-- TASK GOAL --
Return all the data, word for word.
-- Start of DATASET CONTENT --
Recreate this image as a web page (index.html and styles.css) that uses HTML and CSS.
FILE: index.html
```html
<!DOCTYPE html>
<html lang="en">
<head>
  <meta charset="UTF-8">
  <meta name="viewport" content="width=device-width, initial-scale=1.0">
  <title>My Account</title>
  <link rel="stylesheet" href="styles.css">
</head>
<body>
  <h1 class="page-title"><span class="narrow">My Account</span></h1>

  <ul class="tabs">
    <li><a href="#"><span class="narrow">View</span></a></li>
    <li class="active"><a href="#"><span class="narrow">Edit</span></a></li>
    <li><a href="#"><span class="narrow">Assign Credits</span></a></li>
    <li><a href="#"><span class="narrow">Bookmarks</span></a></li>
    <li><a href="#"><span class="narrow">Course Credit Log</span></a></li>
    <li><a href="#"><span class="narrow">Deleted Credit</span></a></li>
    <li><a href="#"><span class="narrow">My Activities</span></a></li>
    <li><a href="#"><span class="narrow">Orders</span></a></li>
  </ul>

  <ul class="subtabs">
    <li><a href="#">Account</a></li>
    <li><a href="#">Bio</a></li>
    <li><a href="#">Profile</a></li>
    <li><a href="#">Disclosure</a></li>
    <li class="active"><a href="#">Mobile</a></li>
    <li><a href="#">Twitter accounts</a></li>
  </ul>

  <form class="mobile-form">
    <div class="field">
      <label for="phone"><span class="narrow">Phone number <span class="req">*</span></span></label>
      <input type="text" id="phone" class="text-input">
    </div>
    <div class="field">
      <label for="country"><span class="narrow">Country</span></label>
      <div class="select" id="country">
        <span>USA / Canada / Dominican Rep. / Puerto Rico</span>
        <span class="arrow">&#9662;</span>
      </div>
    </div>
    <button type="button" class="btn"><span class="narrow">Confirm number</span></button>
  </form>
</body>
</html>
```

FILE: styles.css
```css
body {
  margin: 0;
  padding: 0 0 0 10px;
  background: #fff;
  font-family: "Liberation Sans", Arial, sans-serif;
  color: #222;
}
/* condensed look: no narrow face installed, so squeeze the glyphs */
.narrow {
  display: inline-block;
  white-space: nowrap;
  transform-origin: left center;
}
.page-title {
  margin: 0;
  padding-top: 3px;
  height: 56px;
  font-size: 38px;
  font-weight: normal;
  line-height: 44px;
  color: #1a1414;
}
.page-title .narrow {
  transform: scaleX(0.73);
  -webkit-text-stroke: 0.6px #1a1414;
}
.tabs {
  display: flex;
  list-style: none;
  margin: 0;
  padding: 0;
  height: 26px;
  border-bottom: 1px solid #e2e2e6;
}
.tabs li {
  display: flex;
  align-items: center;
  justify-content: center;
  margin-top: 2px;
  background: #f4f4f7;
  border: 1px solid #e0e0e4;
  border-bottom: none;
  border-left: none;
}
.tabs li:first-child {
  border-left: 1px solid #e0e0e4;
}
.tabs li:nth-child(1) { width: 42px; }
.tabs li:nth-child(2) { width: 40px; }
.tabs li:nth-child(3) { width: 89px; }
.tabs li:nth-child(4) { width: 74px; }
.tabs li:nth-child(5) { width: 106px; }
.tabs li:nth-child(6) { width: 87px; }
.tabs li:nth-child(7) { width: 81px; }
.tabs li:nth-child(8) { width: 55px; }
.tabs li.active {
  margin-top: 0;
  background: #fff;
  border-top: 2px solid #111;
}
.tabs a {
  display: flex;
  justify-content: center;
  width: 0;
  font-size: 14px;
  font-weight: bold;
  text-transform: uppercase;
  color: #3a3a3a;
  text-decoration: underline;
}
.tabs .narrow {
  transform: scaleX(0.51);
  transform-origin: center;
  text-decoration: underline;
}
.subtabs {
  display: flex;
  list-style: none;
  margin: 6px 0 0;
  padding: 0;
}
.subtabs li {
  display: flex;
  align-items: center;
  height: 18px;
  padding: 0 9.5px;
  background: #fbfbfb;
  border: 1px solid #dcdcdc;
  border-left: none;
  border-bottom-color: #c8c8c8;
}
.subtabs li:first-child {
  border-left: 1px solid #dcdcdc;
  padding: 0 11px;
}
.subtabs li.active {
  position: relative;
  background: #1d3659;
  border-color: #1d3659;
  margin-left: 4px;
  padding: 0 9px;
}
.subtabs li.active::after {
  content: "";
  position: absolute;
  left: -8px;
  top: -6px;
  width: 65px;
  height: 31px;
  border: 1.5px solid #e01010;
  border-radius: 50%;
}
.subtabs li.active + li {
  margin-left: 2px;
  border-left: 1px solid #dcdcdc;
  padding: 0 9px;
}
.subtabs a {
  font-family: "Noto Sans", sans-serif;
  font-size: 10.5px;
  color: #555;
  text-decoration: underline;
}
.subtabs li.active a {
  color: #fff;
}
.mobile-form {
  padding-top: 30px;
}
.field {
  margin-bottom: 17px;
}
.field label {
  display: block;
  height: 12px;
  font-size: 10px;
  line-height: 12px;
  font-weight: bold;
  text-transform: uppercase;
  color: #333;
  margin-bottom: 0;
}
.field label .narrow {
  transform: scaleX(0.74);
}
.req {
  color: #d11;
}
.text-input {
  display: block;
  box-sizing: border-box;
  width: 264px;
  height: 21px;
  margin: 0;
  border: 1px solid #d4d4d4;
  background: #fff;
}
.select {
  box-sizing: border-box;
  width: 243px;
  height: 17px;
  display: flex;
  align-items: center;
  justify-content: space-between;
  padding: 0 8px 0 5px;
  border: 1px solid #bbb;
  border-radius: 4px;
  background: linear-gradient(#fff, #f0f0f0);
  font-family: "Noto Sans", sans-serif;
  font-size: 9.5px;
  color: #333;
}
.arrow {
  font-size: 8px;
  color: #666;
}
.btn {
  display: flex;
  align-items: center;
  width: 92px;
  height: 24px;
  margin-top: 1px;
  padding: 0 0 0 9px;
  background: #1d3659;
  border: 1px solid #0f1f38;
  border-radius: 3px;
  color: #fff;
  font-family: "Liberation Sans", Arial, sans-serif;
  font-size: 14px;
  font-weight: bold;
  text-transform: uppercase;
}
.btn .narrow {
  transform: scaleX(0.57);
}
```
-- End of DATASET CONTENT --
-- ANSWER TO THIS PROBLEM --
Recreate this image as a web page (index.html and styles.css) that uses HTML and CSS.
FILE: index.html
```html
<!DOCTYPE html>
<html lang="en">
<head>
  <meta charset="UTF-8">
  <meta name="viewport" content="width=device-width, initial-scale=1.0">
  <title>My Account</title>
  <link rel="stylesheet" href="styles.css">
</head>
<body>
  <h1 class="page-title"><span class="narrow">My Account</span></h1>

  <ul class="tabs">
    <li><a href="#"><span class="narrow">View</span></a></li>
    <li class="active"><a href="#"><span class="narrow">Edit</span></a></li>
    <li><a href="#"><span class="narrow">Assign Credits</span></a></li>
    <li><a href="#"><span class="narrow">Bookmarks</span></a></li>
    <li><a href="#"><span class="narrow">Course Credit Log</span></a></li>
    <li><a href="#"><span class="narrow">Deleted Credit</span></a></li>
    <li><a href="#"><span class="narrow">My Activities</span></a></li>
    <li><a href="#"><span class="narrow">Orders</span></a></li>
  </ul>

  <ul class="subtabs">
    <li><a href="#">Account</a></li>
    <li><a href="#">Bio</a></li>
    <li><a href="#">Profile</a></li>
    <li><a href="#">Disclosure</a></li>
    <li class="active"><a href="#">Mobile</a></li>
    <li><a href="#">Twitter accounts</a></li>
  </ul>

  <form class="mobile-form">
    <div class="field">
      <label for="phone"><span class="narrow">Phone number <span class="req">*</span></span></label>
      <input type="text" id="phone" class="text-input">
    </div>
    <div class="field">
      <label for="country"><span class="narrow">Country</span></label>
      <div class="select" id="country">
        <span>USA / Canada / Dominican Rep. / Puerto Rico</span>
        <span class="arrow">&#9662;</span>
      </div>
    </div>
    <button type="button" class="btn"><span class="narrow">Confirm number</span></button>
  </form>
</body>
</html>
```

FILE: styles.css
```css
body {
  margin: 0;
  padding: 0 0 0 10px;
  background: #fff;
  font-family: "Liberation Sans", Arial, sans-serif;
  color: #222;
}
/* condensed look: no narrow face installed, so squeeze the glyphs */
.narrow {
  display: inline-block;
  white-space: nowrap;
  transform-origin: left center;
}
.page-title {
  margin: 0;
  padding-top: 3px;
  height: 56px;
  font-size: 38px;
  font-weight: normal;
  line-height: 44px;
  color: #1a1414;
}
.page-title .narrow {
  transform: scaleX(0.73);
  -webkit-text-stroke: 0.6px #1a1414;
}
.tabs {
  display: flex;
  list-style: none;
  margin: 0;
  padding: 0;
  height: 26px;
  border-bottom: 1px solid #e2e2e6;
}
.tabs li {
  display: flex;
  align-items: center;
  justify-content: center;
  margin-top: 2px;
  background: #f4f4f7;
  border: 1px solid #e0e0e4;
  border-bottom: none;
  border-left: none;
}
.tabs li:first-child {
  border-left: 1px solid #e0e0e4;
}
.tabs li:nth-child(1) { width: 42px; }
.tabs li:nth-child(2) { width: 40px; }
.tabs li:nth-child(3) { width: 89px; }
.tabs li:nth-child(4) { width: 74px; }
.tabs li:nth-child(5) { width: 106px; }
.tabs li:nth-child(6) { width: 87px; }
.tabs li:nth-child(7) { width: 81px; }
.tabs li:nth-child(8) { width: 55px; }
.tabs li.active {
  margin-top: 0;
  background: #fff;
  border-top: 2px solid #111;
}
.tabs a {
  display: flex;
  justify-content: center;
  width: 0;
  font-size: 14px;
  font-weight: bold;
  text-transform: uppercase;
  color: #3a3a3a;
  text-decoration: underline;
}
.tabs .narrow {
  transform: scaleX(0.51);
  transform-origin: center;
  text-decoration: underline;
}
.subtabs {
  display: flex;
  list-style: none;
  margin: 6px 0 0;
  padding: 0;
}
.subtabs li {
  display: flex;
  align-items: center;
  height: 18px;
  padding: 0 9.5px;
  background: #fbfbfb;
  border: 1px solid #dcdcdc;
  border-left: none;
  border-bottom-color: #c8c8c8;
}
.subtabs li:first-child {
  border-left: 1px solid #dcdcdc;
  padding: 0 11px;
}
.subtabs li.active {
  position: relative;
  background: #1d3659;
  border-color: #1d3659;
  margin-left: 4px;
  padding: 0 9px;
}
.subtabs li.active::after {
  content: "";
  position: absolute;
  left: -8px;
  top: -6px;
  width: 65px;
  height: 31px;
  border: 1.5px solid #e01010;
  border-radius: 50%;
}
.subtabs li.active + li {
  margin-left: 2px;
  border-left: 1px solid #dcdcdc;
  padding: 0 9px;
}
.subtabs a {
  font-family: "Noto Sans", sans-serif;
  font-size: 10.5px;
  color: #555;
  text-decoration: underline;
}
.subtabs li.active a {
  color: #fff;
}
.mobile-form {
  padding-top: 30px;
}
.field {
  margin-bottom: 17px;
}
.field label {
  display: block;
  height: 12px;
  font-size: 10px;
  line-height: 12px;
  font-weight: bold;
  text-transform: uppercase;
  color: #333;
  margin-bottom: 0;
}
.field label .narrow {
  transform: scaleX(0.74);
}
.req {
  color: #d11;
}
.text-input {
  display: block;
  box-sizing: border-box;
  width: 264px;
  height: 21px;
  margin: 0;
  border: 1px solid #d4d4d4;
  background: #fff;
}
.select {
  box-sizing: border-box;
  width: 243px;
  height: 17px;
  display: flex;
  align-items: center;
  justify-content: space-between;
  padding: 0 8px 0 5px;
  border: 1px solid #bbb;
  border-radius: 4px;
  background: linear-gradient(#fff, #f0f0f0);
  font-family: "Noto Sans", sans-serif;
  font-size: 9.5px;
  color: #333;
}
.arrow {
  font-size: 8px;
  color: #666;
}
.btn {
  display: flex;
  align-items: center;
  width: 92px;
  height: 24px;
  margin-top: 1px;
  padding: 0 0 0 9px;
  background: #1d3659;
  border: 1px solid #0f1f38;
  border-radius: 3px;
  color: #fff;
  font-family: "Liberation Sans", Arial, sans-serif;
  font-size: 14px;
  font-weight: bold;
  text-transform: uppercase;
}
.btn .narrow {
  transform: scaleX(0.57);
}
```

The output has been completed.